Freeman went on to explain the crux of the matter was a “conflict of values” – Dominion’s stated need for the pipeline to provide energy, along with their claimed benefits, versus the desire to protect the natural resources within Highland and our region.
Mr. Freeman expressed skepticism on the validity of Dominion’s assertions regarding economic and environmental impact, having attended several open houses himself, and communicating with attendees at others.
“You’ll find that depending on where you are, geographically, Dominion says different things to different people in different ways, sometimes in the same room. What that breeds, even in the most objective mindset, is a lack of trust about what is the answer to these questions, and how capable is Dominion to do what they say they want to do, in a way that is safe for the environment, and safe in other respects.”
Freeman reported that meetings between concerned organizations along the pipeline’s path had spurred the formation of the Allegheny-Blue Ridge Alliance, a coalition of close to 30 members dedicated to sharing information and activities regarding the project. He also noted the formation of a parallel group, the Dominion Pipeline Monitoring Coalition, headed by HRD Water Committee chair Rick Webb. This group would test the water quality along the pipeline route to set a baseline before the project begins, allowing impacts to be accurately gauged.
Freeman noted HRD and Alliance members are continuing to meet with government agencies and representatives to communicate their fears of the project’s impact, and question Dominion’s stated purposes and benefits, including doubts as to the validity of overall economic impact.
“No economic study, done by the government, done by anybody, is any better than the validity of the assumptions that go into it. I don’t know exactly what the assumptions were, but I think the assumptions were, based on what I’ve read, that there are no minuses to this, that there are no downsides, that there are only pluses.”
“Ladies and gentlemen, I don’t know of an economic activity in the history of mankind, that does not have some risk associated with it, and some negatives. The presumption here, behind this economic study is that it’s all plus, it’s all win-win. There is no such thing as win-win. What they don’t take into account here is what the costs are to the people, and to the communities that would be affected.”
Attendee Winifred Stephenson commented that in the report, it was stated that in 2019, the project would only have been responsible for 118 jobs, across the entire state of Virginia.
Freeman also noted data from the Natural Gas Supply Association website showed adequate supply of the product last winter, with spot exceptions, which would counter Dominion’s claims that the pipeline must be built to prevent price spikes and increases in cost.

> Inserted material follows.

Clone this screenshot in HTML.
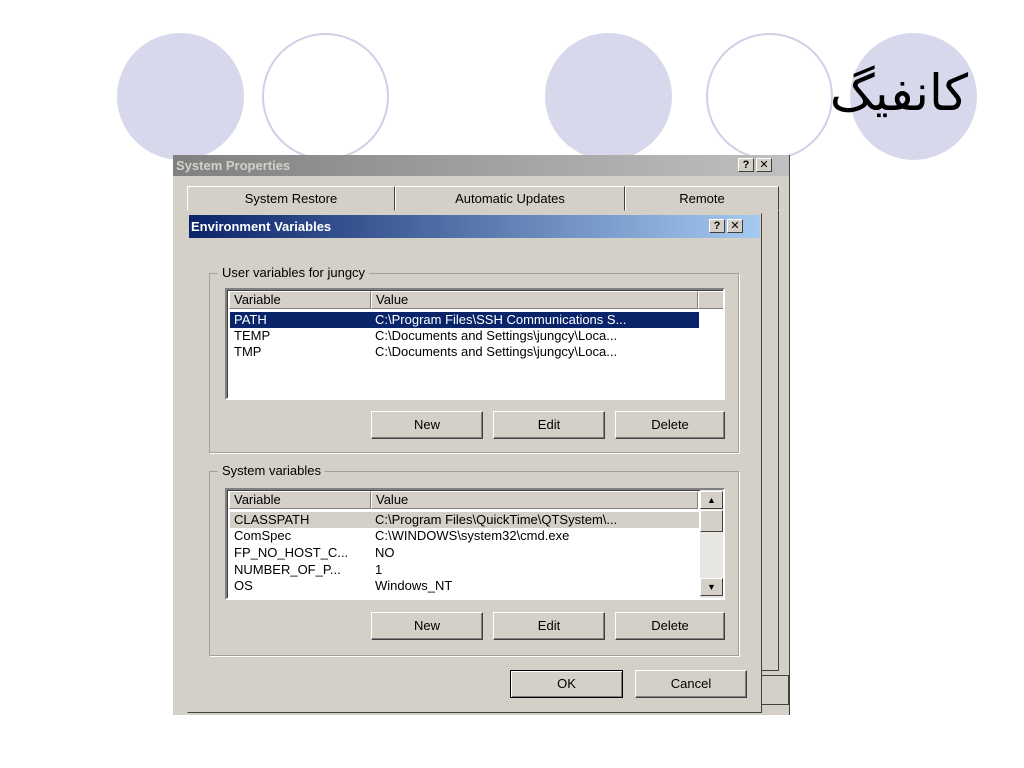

The meeting ended with a period for audience questions and commentary, but before he ended his remarks, Freeman reiterated that there were still many steps before this project moves forward. He urged citizens and officials to contact government representatives and agencies with their opinions and objections, which would be taken into consideration during the final approval process. He said a list of contact information would soon be posted on the Allegheny Blue Ridge-Alliance website.